I admit that these days defining myself beyond me, myself, and I gets to be linguistically challenging. But that should be no reason for an extra law every time we have a new, or old, problem to solve. European hate speech laws arose from the ashes of WWII. They aren't perfect but they make a good starting point.
I was there and marched when the cause was to stop the insane war in Viet Nam, when Equal Rights and Women's Rights were in doubt, and when the cause was to end Apartheid. There were those at the time who felt threatened enough to demand federal laws to stop students and others from marching and protesting. Wiser minds prevailed at the time.
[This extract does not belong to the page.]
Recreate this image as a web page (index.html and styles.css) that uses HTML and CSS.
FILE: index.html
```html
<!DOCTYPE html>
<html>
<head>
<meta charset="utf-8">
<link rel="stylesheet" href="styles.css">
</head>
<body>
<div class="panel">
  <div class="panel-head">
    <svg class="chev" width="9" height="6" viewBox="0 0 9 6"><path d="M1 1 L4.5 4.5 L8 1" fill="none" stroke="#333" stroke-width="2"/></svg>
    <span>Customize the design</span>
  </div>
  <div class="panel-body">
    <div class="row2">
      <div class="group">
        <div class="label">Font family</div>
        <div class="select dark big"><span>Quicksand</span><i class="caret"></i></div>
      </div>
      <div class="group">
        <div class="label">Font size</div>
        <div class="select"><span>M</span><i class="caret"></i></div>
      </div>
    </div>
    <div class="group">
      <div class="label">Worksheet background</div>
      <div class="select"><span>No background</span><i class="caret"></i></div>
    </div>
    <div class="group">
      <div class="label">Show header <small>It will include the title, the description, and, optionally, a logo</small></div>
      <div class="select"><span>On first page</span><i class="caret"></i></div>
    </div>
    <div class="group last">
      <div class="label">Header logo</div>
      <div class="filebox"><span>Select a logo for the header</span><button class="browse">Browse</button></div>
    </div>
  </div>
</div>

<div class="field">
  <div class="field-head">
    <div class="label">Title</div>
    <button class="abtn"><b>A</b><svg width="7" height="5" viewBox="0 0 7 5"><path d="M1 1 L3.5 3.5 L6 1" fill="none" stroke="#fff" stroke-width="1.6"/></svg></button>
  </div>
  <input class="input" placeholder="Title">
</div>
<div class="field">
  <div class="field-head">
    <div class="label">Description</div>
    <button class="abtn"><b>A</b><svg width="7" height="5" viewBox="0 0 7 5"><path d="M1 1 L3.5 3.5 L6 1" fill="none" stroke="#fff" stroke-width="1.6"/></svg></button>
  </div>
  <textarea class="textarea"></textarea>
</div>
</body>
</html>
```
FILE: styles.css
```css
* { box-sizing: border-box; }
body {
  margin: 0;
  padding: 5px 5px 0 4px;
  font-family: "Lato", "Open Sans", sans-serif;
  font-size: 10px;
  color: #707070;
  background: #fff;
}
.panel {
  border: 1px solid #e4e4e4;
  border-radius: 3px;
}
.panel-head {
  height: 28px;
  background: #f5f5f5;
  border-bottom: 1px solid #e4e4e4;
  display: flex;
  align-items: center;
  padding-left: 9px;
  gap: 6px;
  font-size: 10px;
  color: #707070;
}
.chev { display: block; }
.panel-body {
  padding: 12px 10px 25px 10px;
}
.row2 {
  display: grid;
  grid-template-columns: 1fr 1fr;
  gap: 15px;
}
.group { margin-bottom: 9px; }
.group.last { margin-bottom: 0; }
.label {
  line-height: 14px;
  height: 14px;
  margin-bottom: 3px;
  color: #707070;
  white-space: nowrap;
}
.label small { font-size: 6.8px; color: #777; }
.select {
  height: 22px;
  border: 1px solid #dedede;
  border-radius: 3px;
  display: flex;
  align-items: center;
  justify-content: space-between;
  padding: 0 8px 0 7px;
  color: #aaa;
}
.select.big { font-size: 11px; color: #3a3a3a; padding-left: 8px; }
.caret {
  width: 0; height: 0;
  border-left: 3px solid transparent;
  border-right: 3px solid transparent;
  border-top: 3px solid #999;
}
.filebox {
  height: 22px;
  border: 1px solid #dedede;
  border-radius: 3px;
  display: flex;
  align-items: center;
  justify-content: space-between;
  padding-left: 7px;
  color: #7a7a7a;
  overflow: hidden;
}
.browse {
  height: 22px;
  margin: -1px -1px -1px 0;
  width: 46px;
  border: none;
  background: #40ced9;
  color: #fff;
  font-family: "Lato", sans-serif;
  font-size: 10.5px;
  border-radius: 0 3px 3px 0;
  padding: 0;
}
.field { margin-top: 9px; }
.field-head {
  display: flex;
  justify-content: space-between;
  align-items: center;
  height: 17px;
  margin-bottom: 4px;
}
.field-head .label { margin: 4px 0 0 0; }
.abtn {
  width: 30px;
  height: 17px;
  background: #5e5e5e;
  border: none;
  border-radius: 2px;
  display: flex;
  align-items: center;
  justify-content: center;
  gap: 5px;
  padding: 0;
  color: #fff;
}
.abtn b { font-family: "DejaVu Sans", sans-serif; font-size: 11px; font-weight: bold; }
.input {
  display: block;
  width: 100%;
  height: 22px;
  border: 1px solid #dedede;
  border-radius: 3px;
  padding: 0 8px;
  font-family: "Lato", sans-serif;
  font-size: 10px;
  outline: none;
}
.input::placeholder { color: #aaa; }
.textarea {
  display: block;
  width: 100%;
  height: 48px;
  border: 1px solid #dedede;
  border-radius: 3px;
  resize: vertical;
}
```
This is a different set of causes and actors drawing on a much different information stream and subject to much more disinformation than was the case back then. I do not advocate for those who wish violence against Israel or Jewish people anywhere. At the same time I feel that the IDF response to Oct.7 seems far out of proportion and deserves discussion by serious people. Both Hamas and Netanyahu have much to answer for. So, it seems, do those who back them.
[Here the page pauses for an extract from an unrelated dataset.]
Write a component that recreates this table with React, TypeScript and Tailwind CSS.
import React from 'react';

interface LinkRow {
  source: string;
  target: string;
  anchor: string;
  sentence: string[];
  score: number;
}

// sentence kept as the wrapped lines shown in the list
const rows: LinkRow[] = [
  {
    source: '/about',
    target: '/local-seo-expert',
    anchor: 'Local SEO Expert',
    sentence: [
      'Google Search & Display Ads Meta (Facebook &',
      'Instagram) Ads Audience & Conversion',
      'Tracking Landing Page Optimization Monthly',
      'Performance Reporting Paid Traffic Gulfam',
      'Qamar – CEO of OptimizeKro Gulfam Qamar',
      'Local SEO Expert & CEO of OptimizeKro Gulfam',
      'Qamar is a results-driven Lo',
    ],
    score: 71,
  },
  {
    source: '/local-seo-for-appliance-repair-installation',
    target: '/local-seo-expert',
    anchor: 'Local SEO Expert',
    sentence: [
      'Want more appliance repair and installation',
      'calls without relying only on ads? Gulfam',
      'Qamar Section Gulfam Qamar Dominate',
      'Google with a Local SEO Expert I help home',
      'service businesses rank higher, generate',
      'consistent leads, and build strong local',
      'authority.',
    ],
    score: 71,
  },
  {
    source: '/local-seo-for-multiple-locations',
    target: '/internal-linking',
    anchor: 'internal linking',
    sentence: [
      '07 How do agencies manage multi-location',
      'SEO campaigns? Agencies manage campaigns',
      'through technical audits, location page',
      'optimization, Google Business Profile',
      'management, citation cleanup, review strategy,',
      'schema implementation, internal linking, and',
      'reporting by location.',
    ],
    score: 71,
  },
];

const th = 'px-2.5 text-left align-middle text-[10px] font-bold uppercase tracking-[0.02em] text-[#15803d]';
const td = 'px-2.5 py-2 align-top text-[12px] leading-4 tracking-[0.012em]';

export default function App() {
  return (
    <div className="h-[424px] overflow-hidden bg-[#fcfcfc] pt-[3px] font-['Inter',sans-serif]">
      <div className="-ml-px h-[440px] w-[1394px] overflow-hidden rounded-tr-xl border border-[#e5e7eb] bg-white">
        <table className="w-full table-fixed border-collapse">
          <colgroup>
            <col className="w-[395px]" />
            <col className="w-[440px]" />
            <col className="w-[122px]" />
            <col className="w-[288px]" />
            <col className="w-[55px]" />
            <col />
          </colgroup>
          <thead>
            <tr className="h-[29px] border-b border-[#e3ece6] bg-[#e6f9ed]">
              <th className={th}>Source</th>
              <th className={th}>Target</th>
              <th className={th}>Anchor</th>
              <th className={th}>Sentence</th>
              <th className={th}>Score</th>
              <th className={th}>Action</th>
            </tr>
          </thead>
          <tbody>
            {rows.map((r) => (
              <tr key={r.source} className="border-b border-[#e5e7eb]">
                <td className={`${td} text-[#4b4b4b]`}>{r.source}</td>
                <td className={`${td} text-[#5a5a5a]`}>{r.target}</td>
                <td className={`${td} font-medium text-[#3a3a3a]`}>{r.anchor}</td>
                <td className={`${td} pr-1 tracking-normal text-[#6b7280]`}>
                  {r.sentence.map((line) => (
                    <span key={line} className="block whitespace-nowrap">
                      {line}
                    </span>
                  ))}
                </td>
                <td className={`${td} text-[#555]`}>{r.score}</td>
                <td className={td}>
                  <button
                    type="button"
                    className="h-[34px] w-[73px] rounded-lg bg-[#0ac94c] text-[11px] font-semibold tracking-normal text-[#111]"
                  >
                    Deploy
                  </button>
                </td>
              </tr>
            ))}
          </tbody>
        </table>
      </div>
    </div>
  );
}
American citizens deserve to have laws enforced which allow for reasonable expression and reasoned differences of opinion. They should also be safe from those who would rather do harm than personally speak in defense of their own ideas. They likewise should be kept safe from those who abuse the law to silence ideas they do not like. A formerly great American newspaper with a long history of illuminating such controversy bears the motto "Democracy Dies in Darkness". Any law which interferes with such illumination is headed in the wrong direction, however well intended.
Magoo48
(5,536 posts)I do believe we have a lack of enthusiasm for enforcement.
Ford_Prefect
(8,216 posts)I am somewhat reminded of what happened to Al Franken. Good intentions did a bad thing poorly and got there by being trolled into acting without considering the cost or the evidence.
I believe the same effect is before us in this bill, egged on by AIPAC, Israeli Intelligence et al.